Tripod setup is Gitzo mountaineer series with an Acratech ballhead.
My day hiking bag of choice is F-stop because it feels like a regular backpack but is built for carrying gear. I use the ICU to fill with camera gear and put into my larger Kelty backpack for backpacking trips.
When I get home I process my work with Adobe Bridge, Camera Raw and Photoshop (Creative Cloud version as of this interview).
Phoblographer: Being a professional photographer requires you to be a creative, a marketer, a salesman and a copyright lawyer. How do you find the time to do all of these things and maintain a life balance?
Klein: The key is to understand you cannot maintain balance. In all seriousness it’s a lot to do. I am not a photography enterprise with employees to take care of things. I am big on prioritizing and making lists of what I need to do and when. I always say if it’s not on my calendar or my to do list app it will be an accident if it gets done.
Another crucial piece is having a supportive spouse. My amazing wife, Molly, helps out in a big way from bookkeeping to supporting the need for me to get out and capture new work. Fortunately she loves the outdoors and we try to make trips as a family when possible that can allow for family time and photography. On this note we have two fun energetic young girls so balancing out my time with photography and family can be challenging yet it can be done and I know will be easier as they grow since they both love being outdoors (at least so far).

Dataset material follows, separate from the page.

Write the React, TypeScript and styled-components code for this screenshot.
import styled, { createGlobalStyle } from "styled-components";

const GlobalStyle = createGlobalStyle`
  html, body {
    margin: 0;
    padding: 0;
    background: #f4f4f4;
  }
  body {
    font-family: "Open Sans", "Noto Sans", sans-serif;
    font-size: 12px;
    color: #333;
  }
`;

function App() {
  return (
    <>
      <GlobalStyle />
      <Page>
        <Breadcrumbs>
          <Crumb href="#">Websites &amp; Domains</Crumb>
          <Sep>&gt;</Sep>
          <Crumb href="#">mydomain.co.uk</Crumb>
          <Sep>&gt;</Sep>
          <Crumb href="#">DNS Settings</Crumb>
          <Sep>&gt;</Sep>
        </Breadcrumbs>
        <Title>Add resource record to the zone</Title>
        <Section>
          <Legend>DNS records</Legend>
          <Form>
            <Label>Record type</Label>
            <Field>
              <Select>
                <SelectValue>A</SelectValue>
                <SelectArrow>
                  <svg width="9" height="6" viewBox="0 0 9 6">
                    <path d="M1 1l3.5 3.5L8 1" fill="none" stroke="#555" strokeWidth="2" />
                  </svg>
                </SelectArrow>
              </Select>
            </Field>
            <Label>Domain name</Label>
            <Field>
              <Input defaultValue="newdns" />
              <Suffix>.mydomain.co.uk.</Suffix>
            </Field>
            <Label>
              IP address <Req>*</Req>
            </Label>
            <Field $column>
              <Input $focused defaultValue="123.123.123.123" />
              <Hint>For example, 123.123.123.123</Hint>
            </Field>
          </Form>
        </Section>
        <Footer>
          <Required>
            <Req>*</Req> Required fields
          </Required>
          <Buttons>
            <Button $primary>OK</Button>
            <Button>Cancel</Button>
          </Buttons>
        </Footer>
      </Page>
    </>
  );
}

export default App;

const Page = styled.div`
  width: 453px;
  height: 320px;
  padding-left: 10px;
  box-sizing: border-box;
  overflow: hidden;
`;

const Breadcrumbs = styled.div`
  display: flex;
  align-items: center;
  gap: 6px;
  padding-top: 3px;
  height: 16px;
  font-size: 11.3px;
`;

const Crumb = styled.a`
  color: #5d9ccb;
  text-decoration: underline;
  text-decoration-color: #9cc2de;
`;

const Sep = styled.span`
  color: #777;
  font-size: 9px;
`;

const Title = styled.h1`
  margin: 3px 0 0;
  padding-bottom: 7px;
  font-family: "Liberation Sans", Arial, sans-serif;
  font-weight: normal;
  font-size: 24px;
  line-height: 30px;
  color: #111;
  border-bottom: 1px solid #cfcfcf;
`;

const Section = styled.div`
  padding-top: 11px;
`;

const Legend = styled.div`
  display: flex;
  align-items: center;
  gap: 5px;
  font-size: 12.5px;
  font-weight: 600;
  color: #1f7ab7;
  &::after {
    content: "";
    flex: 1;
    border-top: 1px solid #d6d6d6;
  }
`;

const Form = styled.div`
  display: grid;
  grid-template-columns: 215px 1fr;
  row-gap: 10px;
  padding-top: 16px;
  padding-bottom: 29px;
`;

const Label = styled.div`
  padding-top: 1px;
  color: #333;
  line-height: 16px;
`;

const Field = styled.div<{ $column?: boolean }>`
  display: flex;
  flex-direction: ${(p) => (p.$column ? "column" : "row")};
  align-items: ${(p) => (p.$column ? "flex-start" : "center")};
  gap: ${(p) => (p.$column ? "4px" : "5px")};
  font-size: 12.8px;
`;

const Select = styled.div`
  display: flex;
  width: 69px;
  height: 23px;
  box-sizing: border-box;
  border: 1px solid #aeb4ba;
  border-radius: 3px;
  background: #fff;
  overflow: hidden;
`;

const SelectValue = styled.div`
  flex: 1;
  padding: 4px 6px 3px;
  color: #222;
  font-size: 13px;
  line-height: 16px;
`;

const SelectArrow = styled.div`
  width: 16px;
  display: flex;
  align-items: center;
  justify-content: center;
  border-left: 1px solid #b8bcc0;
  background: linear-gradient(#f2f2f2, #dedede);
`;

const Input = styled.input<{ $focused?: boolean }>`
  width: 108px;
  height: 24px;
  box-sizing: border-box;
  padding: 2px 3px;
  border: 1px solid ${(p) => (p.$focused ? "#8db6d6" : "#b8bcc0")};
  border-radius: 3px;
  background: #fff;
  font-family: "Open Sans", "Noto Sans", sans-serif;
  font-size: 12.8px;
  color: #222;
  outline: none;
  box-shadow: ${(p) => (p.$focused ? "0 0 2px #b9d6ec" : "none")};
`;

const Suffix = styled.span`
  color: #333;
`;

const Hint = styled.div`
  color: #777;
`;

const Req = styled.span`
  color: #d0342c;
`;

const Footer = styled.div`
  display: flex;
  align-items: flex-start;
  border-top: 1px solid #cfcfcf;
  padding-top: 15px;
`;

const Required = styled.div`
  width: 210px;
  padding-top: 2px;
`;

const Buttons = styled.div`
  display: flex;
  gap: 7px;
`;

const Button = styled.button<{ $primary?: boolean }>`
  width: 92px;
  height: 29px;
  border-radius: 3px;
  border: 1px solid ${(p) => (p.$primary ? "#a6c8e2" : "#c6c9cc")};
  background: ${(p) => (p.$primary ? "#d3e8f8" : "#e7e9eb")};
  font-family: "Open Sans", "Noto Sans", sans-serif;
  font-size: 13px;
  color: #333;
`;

Lastly I purposely try to avoid taking on more than I know I can do. I have seen many bight creative minds start or commit to all sorts of things yet don’t always complete them. There is always more I would like to do but I won’t commit to it if I cannot follow through. Knowing my intent to avoid over committing and having background in the business world has helped me understand the importance not always being gone on trips shooting and the need to spend time in my home office working on social media, newsletters, blog posts, processing images, website updates, reading the latest photo news and more to help grow the business and further my photography.